Cofilin hyperactivation in HIV infection and targeting the cofilin pathway using an anti-α4β7 integrin antibody.

He S1,2,3, Fu Y1,2,3, Guo J3, Spear M3, Yang J3, Trinité B4, Qin C1,2,5, Fu S1,2,5, Jiang Y1,2,5, Zhang Z1,2,5, Xu J1,2,5, Ding H1,2,5, Levy DN4, Chen W6, Petricoin E 3rd7, Liotta LA7, Shang H1,2,5, Wu Y3.

Author information

1
Key Laboratory of AIDS Immunology of National Health Commission, Department of Laboratory Medicine, The First Affiliated Hospital, China Medical University, Shenyang, Liaoning 110001, P. R. China.
2
Key Laboratory of AIDS Immunology, Chinese Academy of Medical Sciences, Shenyang, Liaoning 110001, P. R. China.
3
National Center for Biodefense and Infectious Diseases, School of Systems Biology, George Mason University, Manassas, VA 20110, USA.
4
Department of Basic Science, New York University College of Dentistry, New York, NY 10010, USA.
5
Collaborative Innovation Center for Diagnosis and Treatment of Infectious Diseases, Hangzhou 310003, P. R. China.
6
Mucosal Immunology Section, NIDCR, NIH, Bethesda, MD 20892, USA.
7
Center for Applied Proteomics and Molecular Medicine, George Mason University, Manassas, VA 20110, USA.

Abstract

A functional HIV cure requires immune reconstitution for lasting viremia control.
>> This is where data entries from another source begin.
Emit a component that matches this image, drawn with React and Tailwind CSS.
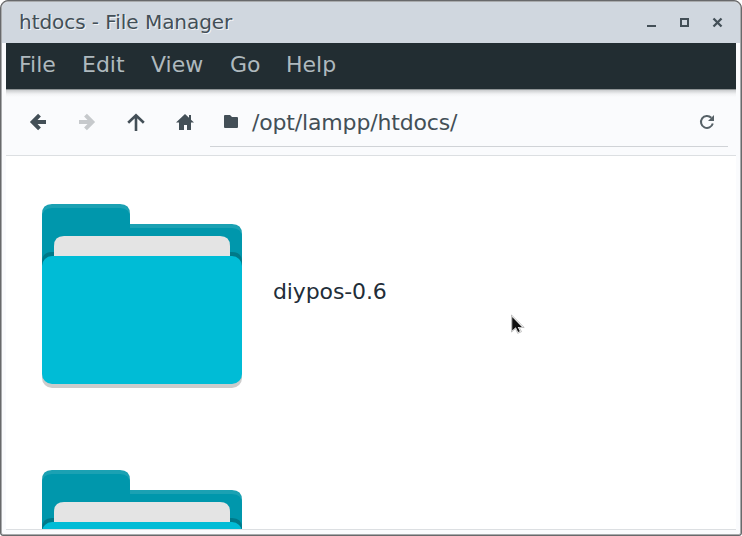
const menuItems = [
  ["File", "w-[63px]"],
  ["Edit", "w-[69px]"],
  ["View", "w-[79px]"],
  ["Go", "w-[56px]"],
  ["Help", "w-[60px]"],
];

function Folder() {
  return (
    <svg width="200" height="184" viewBox="0 0 200 184" className="block shrink-0">
      <path d="M0 10Q0 0 10 0H78Q88 0 88 10V20H190Q200 20 200 30V100H0Z" fill="#1ba1b3" />
      <path d="M0 14Q0 4 10 4H78Q88 4 88 14V24H190Q200 24 200 34V100H0Z" fill="#0097ac" />
      <path d="M0 58Q0 48 10 48H190Q200 48 200 58V100H0Z" fill="#007989" />
      <path d="M12 92V42Q12 32 22 32H178Q188 32 188 42V92Z" fill="#e4e4e4" />
      <rect y="60" width="200" height="124" rx="10" fill="#cccccc" />
      <rect y="52" width="200" height="128" rx="10" fill="#00bcd6" />
    </svg>
  );
}

function Titlebar() {
  return (
    <header className="flex h-[41px] shrink-0 items-center bg-[#d0d7df] pl-[17px] text-[20px] text-[#434f57]">
      <span className="flex-1 pb-[2px] leading-[38px] whitespace-pre tracking-[-0.05px] [text-shadow:1px_1px_0_#ffffffc0]">htdocs - File Manager</span>
      <svg width="100" height="41" viewBox="640 2 100 41" className="shrink-0">
        <path d="M647 26h9" stroke="#434f57" strokeWidth="2" />
        <path d="M681 19h7v7h-7z" stroke="#434f57" strokeWidth="2" fill="none" />
        <path d="M713.5 18.5l8 8M721.5 18.5l-8 8" stroke="#434f57" strokeWidth="2.3" />
      </svg>
    </header>
  );
}

function Toolbar() {
  return (
    <div className="flex h-[67px] shrink-0 border-b border-[#dcdfe2] bg-[linear-gradient(to_bottom,#8f9496_0,#8f9496_1px,#c9cbcd_1px,#f1f2f4_5px,#fafbfd_8px)]">
      <svg width="204" height="66" viewBox="6 89 204 66" className="shrink-0" fill="none" strokeWidth="3.6">
        <path d="M46 122H33M39.5 115.2L32.7 122l6.8 6.8" stroke="#434f57" strokeWidth="4" />
        <path d="M79 122h13M85.5 115.2l6.8 6.8-6.8 6.8" stroke="#c6c9cc" strokeWidth="4" />
        <path d="M136 131v-16M128.2 122.8l7.8-7.6 7.8 7.6" stroke="#434f57" strokeWidth="2.6" />
        <path d="M176 122.6l9-8.6 4 3.8V115h2v4.8l3 2.8h-3v7.4h-4v-5h-3v5h-5v-7.4z" fill="#434f57" />
      </svg>
      <div className="flex h-[58px] w-[518px] items-center border-b border-[#d0d3d7] pt-[8px]">
        <svg width="42" height="50" viewBox="210 97 42 50" className="shrink-0">
          <path d="M224 116q0-1 1-1h5l2 2h5q1 0 1 1v9q0 1-1 1h-12q-1 0-1-1z" fill="#434f57" />
        </svg>
        <span className="flex-1 pt-[2px] text-[22px] leading-[50px] tracking-[-0.16px] text-[#434f57]">/opt/lampp/htdocs/</span>
        <svg width="30" height="50" viewBox="698 97 30 50" className="shrink-0">
          <path d="M711.3 117.7A6 6 0 1 0 712.8 123.5" fill="none" stroke="#566167" strokeWidth="2" />
          <path d="M714 115v6h-6z" fill="#566167" />
        </svg>
      </div>
    </div>
  );
}

export default function App() {
  return (
    <div className="h-[536px] w-[742px] bg-white font-['DejaVu_Sans',sans-serif]">
      <div className="relative h-[536px] w-[742px] overflow-hidden rounded-t-[8px] rounded-b-[3px] border border-[#68696b] bg-[#68696b]">
        <div className="flex h-[534px] flex-col overflow-hidden rounded-t-[7px] rounded-b-[2px] border border-[#a9abad] bg-[#fafbfd]">
          <Titlebar />
          <main className="mx-[4px] flex h-[487px] flex-col border-b border-[#dcdfe2] bg-white">
            <nav className="flex h-[46px] shrink-0 bg-[#222d32] pl-[13px] text-[22px] leading-[43px] text-[#afb9be]">
              {menuItems.map(([label, width]) => (
                <span key={label} className={width}>{label}</span>
              ))}
            </nav>
            <Toolbar />
            <div className="flex min-h-0 flex-1 flex-col gap-[82px] overflow-hidden pt-[48px] pl-[36px]">
              <div className="flex h-[184px] shrink-0 gap-[31px]">
                <Folder />
                <span className="pt-[74px] text-[22px] leading-[28px] tracking-[-0.12px] text-[#222d38]">diypos-0.6</span>
              </div>
              <Folder />
            </div>
          </main>
        </div>
        <svg className="absolute top-[313px] left-[509px]" width="16" height="22" viewBox="0 0 16 22">
          <path d="M1.5 1v17l4-3.5 2.2 4.8 3.8-1.6-2.3-4.2h5z" fill="#fff" stroke="#b0b0b0" strokeWidth="0.8" />
          <path d="M2.2 3v13.4l3.6-3.1 2.3 4.7 1.8-.8-2.2-4.3h4.2z" fill="#111" />
        </svg>
      </div>
    </div>
  );
}
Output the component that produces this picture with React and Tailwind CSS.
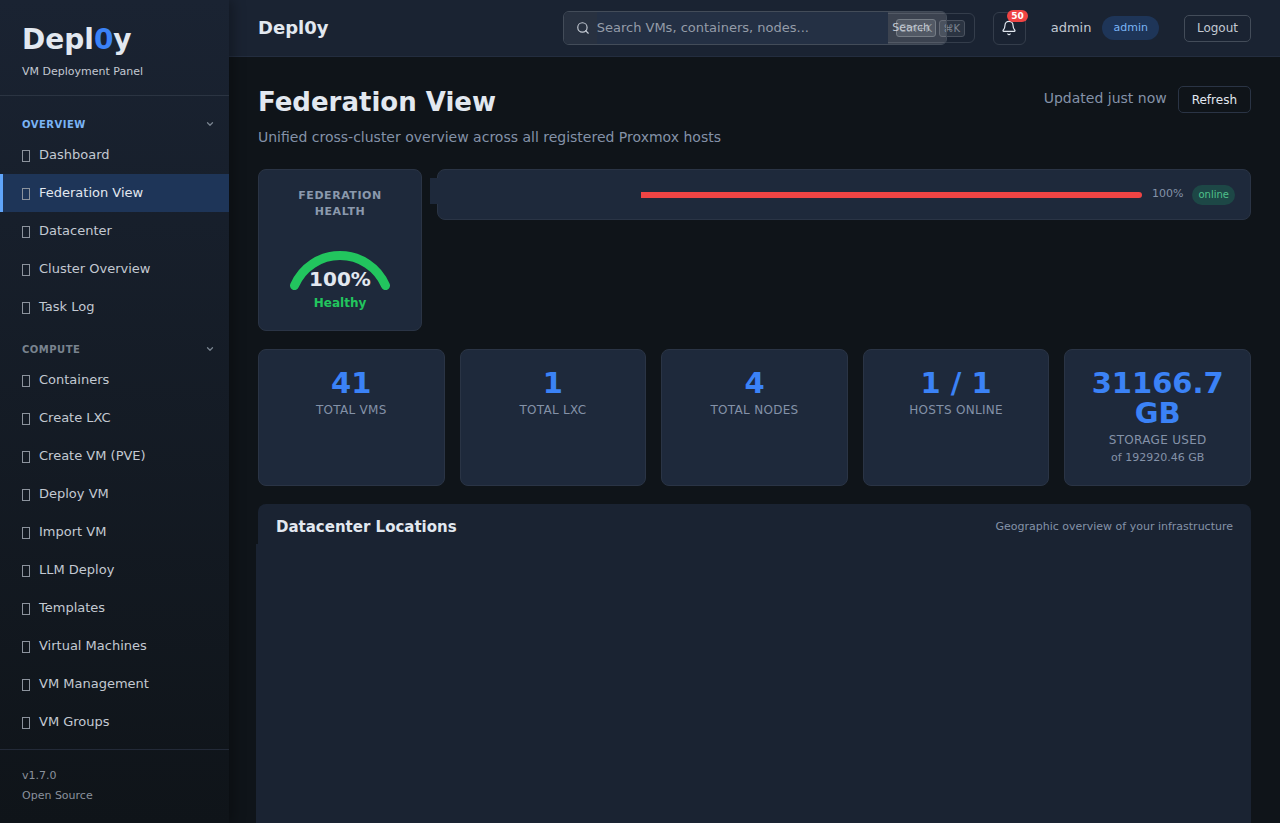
import React, { useState } from 'react';
import { Search, Bell, ChevronDown } from 'lucide-react';

const sections = [
  {
    title: 'Overview',
    items: ['Dashboard', 'Federation View', 'Datacenter', 'Cluster Overview', 'Task Log'],
  },
  {
    title: 'Compute',
    items: [
      'Containers',
      'Create LXC',
      'Create VM (PVE)',
      'Deploy VM',
      'Import VM',
      'LLM Deploy',
      'Templates',
      'Virtual Machines',
      'VM Management',
      'VM Groups',
    ],
  },
];

const stats = [
  { value: '41', label: 'Total VMs' },
  { value: '1', label: 'Total LXC' },
  { value: '4', label: 'Total Nodes' },
  { value: '1 / 1', label: 'Hosts Online' },
  { value: '31166.7 GB', label: 'Storage Used', sub: 'of 192920.46 GB' },
];

const NavSection = ({ section, active, onSelect }) => {
  const [open, setOpen] = useState(true);
  const hasActive = section.items.includes(active);

  return (
    <div className="mb-[11px]">
      <button
        onClick={() => setOpen(!open)}
        aria-expanded={open}
        className={`flex h-6 w-full items-center justify-between pr-[14px] pl-[22px] text-[10px] font-bold tracking-wider uppercase ${
          hasActive ? 'text-[#7ab4f5]' : 'text-[#79838f]'
        }`}
      >
        {section.title}
        <ChevronDown size={10} strokeWidth={3} className="text-[#79838f]" />
      </button>
      {open && (
        <ul>
          {section.items.map((item) => (
            <li key={item}>
              <a
                href="#"
                onClick={() => onSelect(item)}
                className={`flex h-[38px] items-center gap-[9px] border-l-3 pl-[19px] text-[13px] ${
                  item === active
                    ? 'border-[#60a5fa] bg-[#1e3558] text-[#e2e8f0]'
                    : 'border-transparent text-[#c3c9d2]'
                }`}
              >
                <span className="mt-[2px] h-3 w-2 border border-[#8c939d]"></span>
                {item}
              </a>
            </li>
          ))}
        </ul>
      )}
    </div>
  );
};

const Sidebar = () => {
  const [active, setActive] = useState('Federation View');

  return (
    <aside className="relative z-10 flex w-[229px] shrink-0 flex-col bg-gradient-to-b from-[#1a2332] to-[#0f1419] shadow-[4px_0_12px_rgba(0,0,0,0.3)]">
      <div className="h-24 border-b border-[#2b3442] px-[22px] pt-[18px]">
        <div className="text-[28px] leading-[44px] font-bold text-[#e2e8f0]">
          Depl<span className="text-[#3b82f6]">0</span>y
        </div>
        <p className="text-[11px] leading-5 text-[#c3c9d2]">VM Deployment Panel</p>
      </div>
      <nav className="min-h-0 flex-1 overflow-hidden pt-4">
        {sections.map((section) => (
          <NavSection key={section.title} section={section} active={active} onSelect={setActive} />
        ))}
      </nav>
      <div className="border-t border-[#232a38] px-[22px] pt-4 pb-[17px] text-[11px] leading-5 text-[#8a919c]">
        <p>v1.7.0</p>
        <p>Open Source</p>
      </div>
    </aside>
  );
};

const Header = () => (
  <header className="flex h-[57px] shrink-0 items-center border-b border-[#232d3f] bg-[#1a2332] px-[29px]">
    <div className="text-lg font-bold">Depl0y</div>

    <div className="relative ml-auto flex h-[34px] w-[412px] items-center">
      {/* Command palette shortcut sits behind the search form */}
      <button className="absolute right-0 flex h-[30px] items-center gap-[3px] rounded-md border border-[#343d4b] pr-[9px] pl-4 text-[10px] text-[#7d8591]">
        <kbd className="flex h-[18px] w-10 items-center justify-center rounded-[3px] border border-[#5d6570] bg-[#343d4a] font-[inherit]">Ctrl+K</kbd>
        <kbd className="flex h-[17px] w-[26px] items-center justify-center rounded-[3px] border border-[#4a525f] bg-[#2b3442] font-[inherit]">⌘K</kbd>
      </button>
      <form className="relative flex h-full w-96 overflow-hidden rounded-md border border-[#434c59]">
        <label htmlFor="search" className="flex w-[33px] shrink-0 items-center justify-end bg-[#283140] pr-[7px] text-[#c3c9d2]">
          <Search size={14} />
        </label>
        <input
          id="search"
          type="text"
          placeholder="Search VMs, containers, nodes..."
          className="min-w-0 flex-1 bg-[#243044] text-[13px] outline-none placeholder:text-[#949ca8]"
        />
        <button className="w-[58px] bg-white/15 pr-[11px] text-[11px] text-[#c3c9d2]">Search</button>
      </form>
    </div>

    <button aria-label="Notifications" className="relative ml-[18px] flex size-[33px] items-center justify-center rounded-md border border-[#343d4b] text-[#e2e8f0]">
      <Bell size={16} strokeWidth={1.8} />
      <span className="absolute -top-[3px] -right-[3px] rounded-full bg-[#ef4444] px-1 text-[9px] leading-3 font-bold text-white">50</span>
    </button>
    <span className="ml-[25px] text-[13px] text-[#c3c9d2]">admin</span>
    <span className="ml-[11px] rounded-full bg-[#1e3558] px-[11px] text-[11px] leading-6 text-[#7ab4f5]">admin</span>
    <button className="ml-[25px] h-[27px] rounded-[5px] border border-[#434c59] px-3 text-xs text-[#c3c9d2]">Logout</button>
  </header>
);

const HealthCard = () => (
  <div className="flex h-[162px] w-[164px] shrink-0 flex-col items-center rounded-lg border border-[#2a3445] bg-[#1e293b] pt-[18px] text-center">
    <h2 className="px-8 text-[11px] leading-4 font-bold tracking-wider text-[#8b99ad] uppercase">Federation Health</h2>
    <div className="relative mt-[26px] w-[104px]">
      <svg viewBox="0 0 104 44" className="h-11 w-full" fill="none">
        <path d="M6.500 39.500 A49.500 49.500 0 0 1 97.500 39.500" stroke="#22c55e" strokeWidth="9" strokeLinecap="round" />
      </svg>
      <div className="absolute inset-x-0 top-[21px] text-xl leading-6 font-bold">100%</div>
    </div>
    <div className="mt-[5px] text-xs leading-4 font-bold text-[#22c55e]">Healthy</div>
  </div>
);

const HostRow = () => (
  <div className="relative flex h-[51px] flex-1 items-center rounded-lg border border-[#2a3445] bg-[#1e293b] pr-[15px] pl-[203px]">
    <span className="absolute top-[8px] -left-2 h-[26px] w-3 bg-[#1e293b]"></span>
    <div className="h-[6px] flex-1 rounded-r-full bg-[#ef4444]"></div>
    <span className="w-[50px] pr-[9px] text-right text-[11px] text-[#8492a8]">100%</span>
    <span className="rounded-full bg-[#1d4746] px-[6px] text-[10px] leading-5 text-[#4fc08a]">online</span>
  </div>
);

const StatCard = ({ value, label, sub }) => (
  <div className="rounded-lg border border-[#2a3445] bg-[#1e293b] p-[18px] text-center">
    <div className="text-[29px] leading-[30px] font-bold text-[#3b82f6]">{value}</div>
    <div className="mt-[3px] text-xs leading-[18px] tracking-wide text-[#8492a8] uppercase">{label}</div>
    {sub && <div className="text-[11px] leading-[18px] text-[#8492a8]">{sub}</div>}
  </div>
);

const App = () => (
  <div className="flex h-screen overflow-hidden bg-[#0f1419] font-['DejaVu_Sans',sans-serif] text-[#e2e8f0]">
    <Sidebar />
    <div className="flex min-w-0 flex-1 flex-col">
      <Header />
      <main className="flex min-h-0 flex-1 flex-col px-[29px] pt-[29px]">
        <div className="flex items-start justify-between">
          <div>
            <h1 className="text-[26px] leading-8 font-bold">Federation View</h1>
            <p className="mt-[7px] text-sm leading-6 text-[#8492a8]">Unified cross-cluster overview across all registered Proxmox hosts</p>
          </div>
          <div className="flex items-start gap-[11px]">
            <span className="text-sm leading-6 text-[#8492a8]">Updated just now</span>
            <button className="h-[27px] rounded-[5px] border border-[#2a3445] px-[13px] text-xs">Refresh</button>
          </div>
        </div>

        <div className="mt-5 flex items-start gap-[15px]">
          <HealthCard />
          <HostRow />
        </div>

        <div className="mt-[18px] grid grid-cols-5 gap-[15px]">
          {stats.map((stat) => (
            <StatCard key={stat.label} {...stat} />
          ))}
        </div>

        <section className="mt-[18px] flex min-h-0 flex-1 flex-col">
          <div className="flex h-10 shrink-0 items-center justify-between rounded-t-lg bg-[#1a2332] px-[18px] pt-[6px]">
            <h2 className="text-[15px] font-bold">Datacenter Locations</h2>
            <span className="text-[11px] text-[#8492a8]">Geographic overview of your infrastructure</span>
          </div>
          <div className="-ml-[2px] flex-1 bg-[#1a2332]"></div>
        </section>
      </main>
    </div>
  </div>
);

export default App;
A major immune dysfunction persisting in HIV infection is the impairment of T helper cell migration and homing to lymphoid tissues such as GALTs (gut-associated lymphoid tissues). ART (antiretroviral therapy) does not fully restore T cell motility for tissue repopulation. The molecular mechanism dictating this persistent T cell dysfunction is not understood. Cofilin is an actin-depolymerizing factor that regulates actin dynamics for T cell migration. Here, we demonstrate that blood CD4 T cells from HIV-infected patients (n = 193), with or without ART, exhibit significantly lower levels of cofilin phosphorylation (hyperactivation) than those from healthy controls (n = 100; ratio, 1.1:2.3; P < 0.001); cofilin hyperactivation is also associated with poor CD4 T cell recovery following ART. These results suggest an HIV-mediated systemic dysregulation of T cell motility that cannot be repaired solely by ART. We further demonstrate that stimulating blood CD4 T cells with an anti-human α4β7 integrin antibody can trigger signal transduction and modulate the cofilin pathway, partially restoring T cell motility in vitro. However, we also observed that severe T cell motility defect caused by high degrees of cofilin hyperactivation was not repairable by the anti-integrin antibody, demonstrating a mechanistic hindrance to restore immune functions in vivo. Our study suggests that cofilin is a key molecule that may need to be therapeutically targeted early for T cell tissue repopulation, immune reconstitution, and immune control of viremia.